Request for review of performance advice
John Thurston
john.thurston at alaska.gov
Wed Jul 8 16:39:00 UTC 2020
On 7/7/2020 5:57 PM, Victoria Risk wrote:
> A while ago we created a KB article with tips on how to improve your
> performance with our Kea dhcp server. The tips were fairly obvious to
> our developers and this was pretty successful. We would like to do
> something similar for BIND, provide a dozen or so tips for how to
> maximize your throughput with BIND. However, as usual, everything is
> more complicated with BIND.
This is an excellent idea.
If it comes to fruition, I ask there be some guidance offered on when
such optimizations are useful. I've seen places where such a guide-sheet
is followed when the guidelines were suitable for a business with 10X or
100X the traffic the customer sees.
That is, a configuration which benefits an organization seeing 100,000
qps may be excessively complex (or brittle) for one seeing 100 qps.
--
Do things because you should, not just because you can.
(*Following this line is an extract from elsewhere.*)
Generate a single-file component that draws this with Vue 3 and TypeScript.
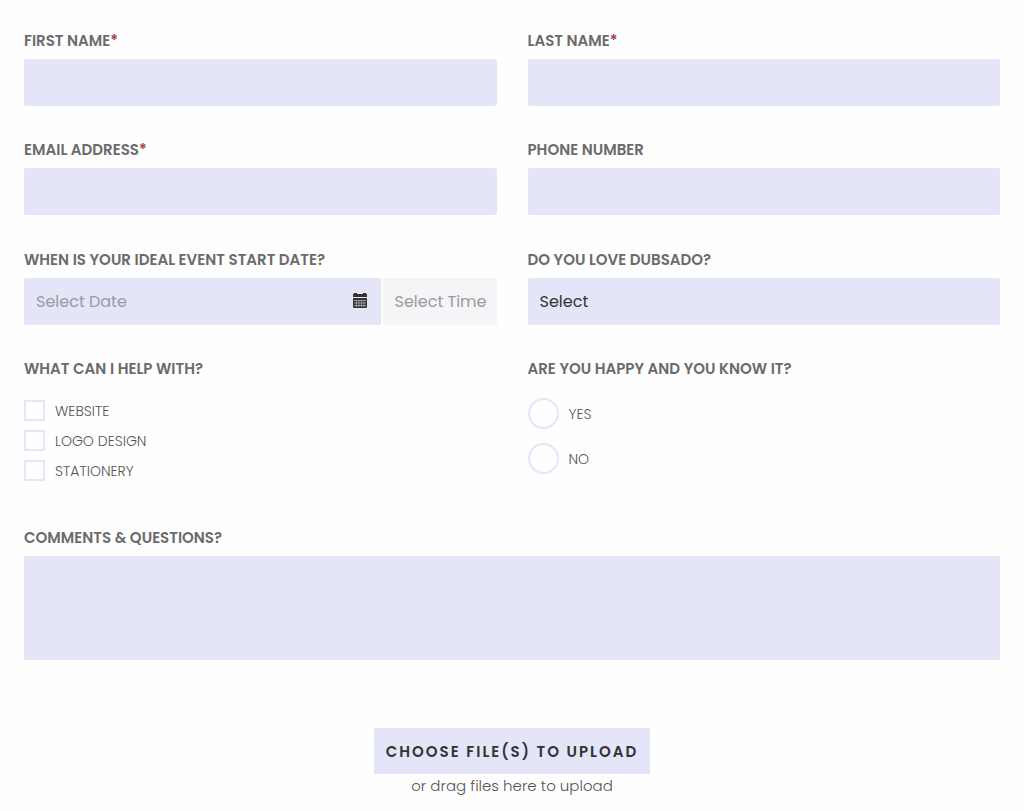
<script setup lang="ts">
import { ref } from 'vue'

interface TextField {
  id: string
  label: string
  type: string
  required: boolean
}

const fields: TextField[] = [
  { id: 'first-name', label: 'FIRST NAME', type: 'text', required: true },
  { id: 'last-name', label: 'LAST NAME', type: 'text', required: true },
  { id: 'email', label: 'EMAIL ADDRESS', type: 'email', required: true },
  { id: 'phone', label: 'PHONE NUMBER', type: 'tel', required: false },
]
const services: string[] = ['WEBSITE', 'LOGO DESIGN', 'STATIONERY']
const answers: string[] = ['YES', 'NO']

const values = ref<Record<string, string>>({})
const date = ref('')
const time = ref('')
const love = ref('')
const chosen = ref<string[]>([])
const happy = ref('')
const comments = ref('')
const picker = ref<HTMLInputElement | null>(null)
</script>

<template>
  <form class="form" @submit.prevent>
    <div class="grid">
      <div v-for="f in fields" :key="f.id" class="field">
        <label class="title" :for="f.id">{{ f.label }}<span v-if="f.required" class="star">*</span></label>
        <input :id="f.id" v-model="values[f.id]" class="box" :type="f.type" :required="f.required" />
      </div>
    </div>

    <div class="grid schedule">
      <div class="field">
        <label class="title" for="date">WHEN IS YOUR IDEAL EVENT START DATE?</label>
        <div class="when">
          <div class="date">
            <input id="date" v-model="date" class="box" type="text" placeholder="Select Date" />
            <svg class="calendar" viewBox="0 0 14 15" aria-hidden="true">
              <path d="M0 1h1V0h3v1h6V0h3v1h1v3H0z" fill="#333" />
              <path d="M0 5h14v9a1 1 0 0 1-1 1H1a1 1 0 0 1-1-1z" fill="#333" />
              <path d="M1 7.500h12M1 10h12M1 12.500h12M3.500 7v7M6 7v7M8.500 7v7M11 7v7" stroke="#b4b4c4" stroke-width=".7" />
            </svg>
          </div>
          <input v-model="time" class="box time" type="text" placeholder="Select Time" aria-label="Select Time" />
        </div>
      </div>
      <div class="field">
        <label class="title" for="love">DO YOU LOVE DUBSADO?</label>
        <select id="love" v-model="love" class="box">
          <option value="">Select</option>
          <option value="yes">Yes</option>
          <option value="no">No</option>
        </select>
      </div>
    </div>

    <div class="grid choices">
      <fieldset>
        <legend class="title">WHAT CAN I HELP WITH?</legend>
        <div class="checks">
          <label v-for="s in services" :key="s" class="option">
            <input v-model="chosen" class="check" type="checkbox" :value="s" />{{ s }}
          </label>
        </div>
      </fieldset>
      <fieldset>
        <legend class="title">ARE YOU HAPPY AND YOU KNOW IT?</legend>
        <div class="radios">
          <label v-for="a in answers" :key="a" class="option">
            <input v-model="happy" class="radio" type="radio" name="happy" :value="a" />{{ a }}
          </label>
        </div>
      </fieldset>
    </div>

    <div class="field comments">
      <label class="title" for="comments">COMMENTS &amp; QUESTIONS?</label>
      <textarea id="comments" v-model="comments" class="box area"></textarea>
    </div>

    <div class="upload">
      <button type="button" class="choose" @click="picker?.click()">CHOOSE FILE(S) TO UPLOAD</button>
      <input ref="picker" type="file" multiple hidden aria-label="Files to upload" />
      <p class="hint">or drag files here to upload</p>
    </div>
  </form>
</template>

<style>
body {
  margin: 0;
  background: #fefefe;
}
</style>

<style scoped>
.form {
  box-sizing: border-box;
  padding: 31px 24px 0;
  font-family: Poppins, Inter, "Open Sans", sans-serif;
  color: #6b6b6b;
}
.grid {
  display: grid;
  grid-template-columns: minmax(0, 1fr) minmax(0, 1fr);
  gap: 34px 31px;
}
.schedule {
  margin-top: 35px;
}
.choices {
  margin-top: 34px;
}
.field {
  display: flex;
  flex-direction: column;
  gap: 8px;
}
.title {
  display: block;
  padding: 0;
  font-size: 15px;
  font-weight: 600;
  line-height: 20px;
}
.star {
  color: #a94442;
}
.box {
  box-sizing: border-box;
  display: block;
  width: 100%;
  height: 47px;
  margin: 0;
  padding: 0 12px;
  border: 0;
  border-radius: 2px;
  background: #e5e5f8;
  color: #333;
  font-family: inherit;
  font-size: 16px;
  font-weight: 400;
  appearance: none;
}
.box::placeholder {
  color: #9b9b9f;
  opacity: 1;
}
.when {
  display: flex;
  gap: 2px;
}
.date {
  position: relative;
  flex: 1;
}
.calendar {
  position: absolute;
  top: 15px;
  right: 14px;
  width: 14px;
  height: 15px;
}
.time {
  flex: none;
  width: 114px;
  padding-right: 8px;
  background: #f5f5f8;
}
fieldset {
  min-width: 0;
  margin: 0;
  padding: 0;
  border: 0;
}
.checks,
.radios {
  display: flex;
  flex-direction: column;
  align-items: flex-start;
}
.checks {
  gap: 9px;
  padding-top: 21px;
}
.radios {
  gap: 14px;
  padding-top: 19px;
}
.option {
  display: flex;
  align-items: center;
  gap: 10px;
  color: #555;
  font-size: 14px;
  font-weight: 300;
  line-height: 20px;
}
.check,
.radio {
  box-sizing: border-box;
  flex: none;
  margin: 0;
  border: 2px solid #e5e5f8;
  background: #fefefe;
  appearance: none;
}
.check {
  width: 21px;
  height: 21px;
}
.radio {
  width: 31px;
  height: 31px;
  border-radius: 50%;
}
.check:checked,
.radio:checked {
  background: #6b6b6b;
  background-clip: content-box;
  padding: 4px;
}
.comments {
  margin-top: 47px;
}
.area {
  height: 104px;
  padding: 12px;
  resize: none;
}
.upload {
  display: flex;
  flex-direction: column;
  align-items: center;
  margin-top: 68px;
}
.choose {
  height: 46px;
  padding: 0 12px;
  border: 0;
  background: #e5e5f8;
  color: #333;
  font-family: inherit;
  font-size: 15px;
  font-weight: 600;
  letter-spacing: 2px;
}
.hint {
  margin: 0;
  color: #555;
  font-size: 15px;
  font-weight: 300;
  line-height: 24px;
}
</style>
John Thurston 907-465-8591
John.Thurston at alaska.gov
Department of Administration
State of Alaska
>
> Can those of you who care about performance, who have worked to improve
> your performance, share some of your suggestions that have the most
> impact? Please also comment if you think any of these ideas below are
> stupid or dangerous. I have combined advice for resolvers and for
> authoritative servers, I hope it is clear which is which...
>
> The ideas we have fall into four general categories:
>
> System design
> 1a) Use a load balancerto specialize your resolvers and maximize your
> cache hit ratio. A load balancer is traditionally designed to spread
> the traffic out evenly among a pool of servers, but it can also be used
> to concentrate related queries on one server to make its cache as hot as
> possible. For example, if all queries for domains in .info are sent to
> one server in a pool, there is a better chance that an answer will be in
> the cache there.
>
> 1b) If you have a large authoritative system with many servers, consider
> dedicating some machines to propagate transfers. These machines, called
> transfer servers, would not answer client queries, but just send
> notifies and process IXFR requests.
>
> 1c) Deploy ghost secondaries. If you store copies of authoritative
> zones on resolvers (resolvers as undelegated secondaries), you can avoid
> querying those authoritative zones. The most obvious uses of this would
> be mirroring the root zone locally or mirroring your own authoritative
> zones on your resolver.
>
> we have other system design ideas that we suspect would help, but we are
> not sure, so I will wait to see if anyone suggests them.
>
> OS settings and the system environment
> 2a) Run on bare metal if possible, not on virtual machines or in the
> cloud. (any idea how much difference this makes? the only reference we
> can cite is pretty out of date -
> https://indico.dns-oarc.net/event/19/contributions/234/attachments/217/411/DNS_perf_OARC_Apr_14.pdf
> <https://urldefense.com/v3/__https://indico.dns-oarc.net/event/19/contributions/234/attachments/217/411/DNS_perf_OARC_Apr_14.pdf__;!!J2_8gdp6gZQ!7sRXGLQDm9waSVfgufc44e2-G1iYoLGoT_iBOLgmPYx3xAW8jKIAFbCB5OVJYYfEBpbu8w$>
> )
>
> 2b) Consider using with-tuning-large. (https://kb.isc.org/docs/aa-01314
> <https://urldefense.com/v3/__https://kb.isc.org/docs/aa-01314__;!!J2_8gdp6gZQ!7sRXGLQDm9waSVfgufc44e2-G1iYoLGoT_iBOLgmPYx3xAW8jKIAFbCB5OVJYYdvKmJFZQ$>)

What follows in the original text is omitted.